*DIRECTIONS FOR THIS TASK:* All of the material below is to be restated word for word, apart from the pictures.

*SUPPLIED MATERIAL:*
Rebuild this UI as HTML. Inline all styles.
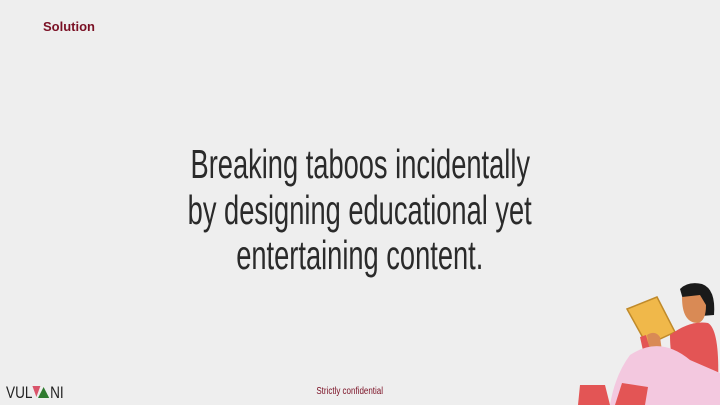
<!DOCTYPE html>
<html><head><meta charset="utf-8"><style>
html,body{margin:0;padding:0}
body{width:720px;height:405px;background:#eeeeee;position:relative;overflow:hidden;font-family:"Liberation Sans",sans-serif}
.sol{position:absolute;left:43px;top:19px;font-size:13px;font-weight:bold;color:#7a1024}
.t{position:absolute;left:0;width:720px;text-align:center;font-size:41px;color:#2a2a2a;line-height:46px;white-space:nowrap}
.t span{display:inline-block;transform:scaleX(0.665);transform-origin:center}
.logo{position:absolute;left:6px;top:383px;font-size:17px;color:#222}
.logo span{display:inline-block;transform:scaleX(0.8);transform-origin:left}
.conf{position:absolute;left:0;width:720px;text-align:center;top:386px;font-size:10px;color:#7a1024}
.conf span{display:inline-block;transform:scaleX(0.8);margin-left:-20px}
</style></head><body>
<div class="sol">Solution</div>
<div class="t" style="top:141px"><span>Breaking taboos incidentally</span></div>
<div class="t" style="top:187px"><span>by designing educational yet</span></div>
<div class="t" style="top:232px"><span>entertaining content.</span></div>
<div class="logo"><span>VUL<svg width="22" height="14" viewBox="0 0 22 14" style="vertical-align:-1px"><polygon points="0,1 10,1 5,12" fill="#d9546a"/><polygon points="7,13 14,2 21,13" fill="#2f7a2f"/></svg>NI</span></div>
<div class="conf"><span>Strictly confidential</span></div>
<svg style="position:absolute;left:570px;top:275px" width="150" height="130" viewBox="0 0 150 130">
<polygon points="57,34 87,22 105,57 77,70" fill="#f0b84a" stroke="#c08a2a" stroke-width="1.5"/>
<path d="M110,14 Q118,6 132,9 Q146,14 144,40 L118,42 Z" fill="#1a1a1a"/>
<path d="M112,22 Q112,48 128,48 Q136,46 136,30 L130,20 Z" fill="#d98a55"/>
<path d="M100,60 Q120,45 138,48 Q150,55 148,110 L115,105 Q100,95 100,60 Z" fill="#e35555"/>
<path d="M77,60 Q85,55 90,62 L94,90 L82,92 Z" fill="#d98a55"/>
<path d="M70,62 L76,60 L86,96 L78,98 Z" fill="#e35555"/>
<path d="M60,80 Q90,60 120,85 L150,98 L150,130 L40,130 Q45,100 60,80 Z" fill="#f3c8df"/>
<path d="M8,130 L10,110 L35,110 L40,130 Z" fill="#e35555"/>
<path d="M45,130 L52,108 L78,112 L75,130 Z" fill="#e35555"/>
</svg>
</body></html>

*CORRECT RESPONSE:*
Rebuild this UI as HTML. Inline all styles.
<!DOCTYPE html>
<html><head><meta charset="utf-8"><style>
html,body{margin:0;padding:0}
body{width:720px;height:405px;background:#eeeeee;position:relative;overflow:hidden;font-family:"Liberation Sans",sans-serif}
.sol{position:absolute;left:43px;top:19px;font-size:13px;font-weight:bold;color:#7a1024}
.t{position:absolute;left:0;width:720px;text-align:center;font-size:41px;color:#2a2a2a;line-height:46px;white-space:nowrap}
.t span{display:inline-block;transform:scaleX(0.665);transform-origin:center}
.logo{position:absolute;left:6px;top:383px;font-size:17px;color:#222}
.logo span{display:inline-block;transform:scaleX(0.8);transform-origin:left}
.conf{position:absolute;left:0;width:720px;text-align:center;top:386px;font-size:10px;color:#7a1024}
.conf span{display:inline-block;transform:scaleX(0.8);margin-left:-20px}
</style></head><body>
<div class="sol">Solution</div>
<div class="t" style="top:141px"><span>Breaking taboos incidentally</span></div>
<div class="t" style="top:187px"><span>by designing educational yet</span></div>
<div class="t" style="top:232px"><span>entertaining content.</span></div>
<div class="logo"><span>VUL<svg width="22" height="14" viewBox="0 0 22 14" style="vertical-align:-1px"><polygon points="0,1 10,1 5,12" fill="#d9546a"/><polygon points="7,13 14,2 21,13" fill="#2f7a2f"/></svg>NI</span></div>
<div class="conf"><span>Strictly confidential</span></div>
<svg style="position:absolute;left:570px;top:275px" width="150" height="130" viewBox="0 0 150 130">
<polygon points="57,34 87,22 105,57 77,70" fill="#f0b84a" stroke="#c08a2a" stroke-width="1.5"/>
<path d="M110,14 Q118,6 132,9 Q146,14 144,40 L118,42 Z" fill="#1a1a1a"/>
<path d="M112,22 Q112,48 128,48 Q136,46 136,30 L130,20 Z" fill="#d98a55"/>
<path d="M100,60 Q120,45 138,48 Q150,55 148,110 L115,105 Q100,95 100,60 Z" fill="#e35555"/>
<path d="M77,60 Q85,55 90,62 L94,90 L82,92 Z" fill="#d98a55"/>
<path d="M70,62 L76,60 L86,96 L78,98 Z" fill="#e35555"/>
<path d="M60,80 Q90,60 120,85 L150,98 L150,130 L40,130 Q45,100 60,80 Z" fill="#f3c8df"/>
<path d="M8,130 L10,110 L35,110 L40,130 Z" fill="#e35555"/>
<path d="M45,130 L52,108 L78,112 L75,130 Z" fill="#e35555"/>
</svg>
</body></html>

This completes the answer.